From Wikipedia:
“You Wouldn’t Steal a Car” is the first sentence and commonly used name of a public service announcement that debuted on July 12, 2004 in cinemas, and July 27 on home media, which was part of the anti-copyright infringement campaign “Piracy. It’s a crime.” It was a co-production between the Federation Against Copyright Theft and the Motion Picture Association of America (now the MPA) in cooperation with the Intellectual Property Office of Singapore, and appeared in theaters internationally from 2004 until 2008, and on many commercial DVDs during the same period as an ad preceding the main menu, as either an unskippable or skippable video.

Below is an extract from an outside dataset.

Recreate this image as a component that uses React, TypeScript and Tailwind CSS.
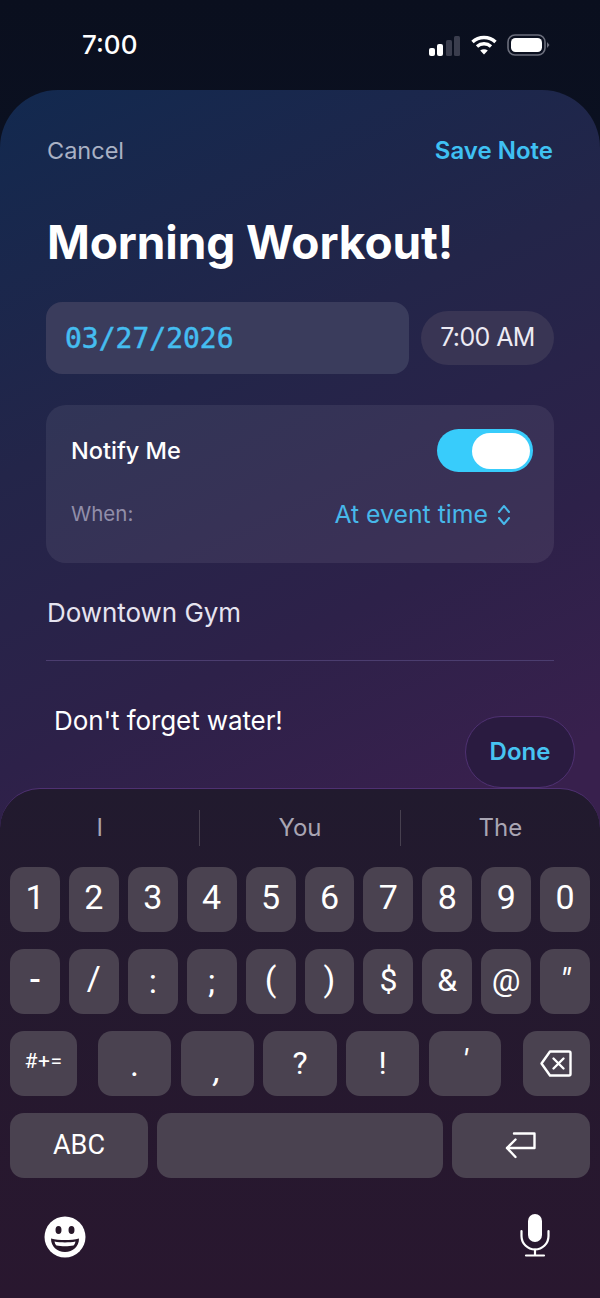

The announcement depicts either a teenage girl trying to illegally download a movie or two women attempting to buy DVDs from a bootlegger interwoven with clips of a man committing theft of various objects, and equates these crimes to the unauthorized duplication and distribution of copyrighted materials, such as films. The girl ultimately aborts said download and the couple choose not to purchase any of the bootleg DVD copies. According to the Canadian Internet Policy and Public Interest Clinic, the announcement was unsuccessful, and was largely a source of ridicule. Likewise, a 2022 behavioral economics paper published in The Information Society found the PSAs may, in fact, have increased piracy rates. By 2009, over 100 parodies of the announcement had been created.
The intertitles use FF Confidential. On the computer screen, the text “FEATURE FILMS” is in Serpentine, “DOWNLOAD CANCELED” is in Compacta, and the remaining text in what appears to be Univers.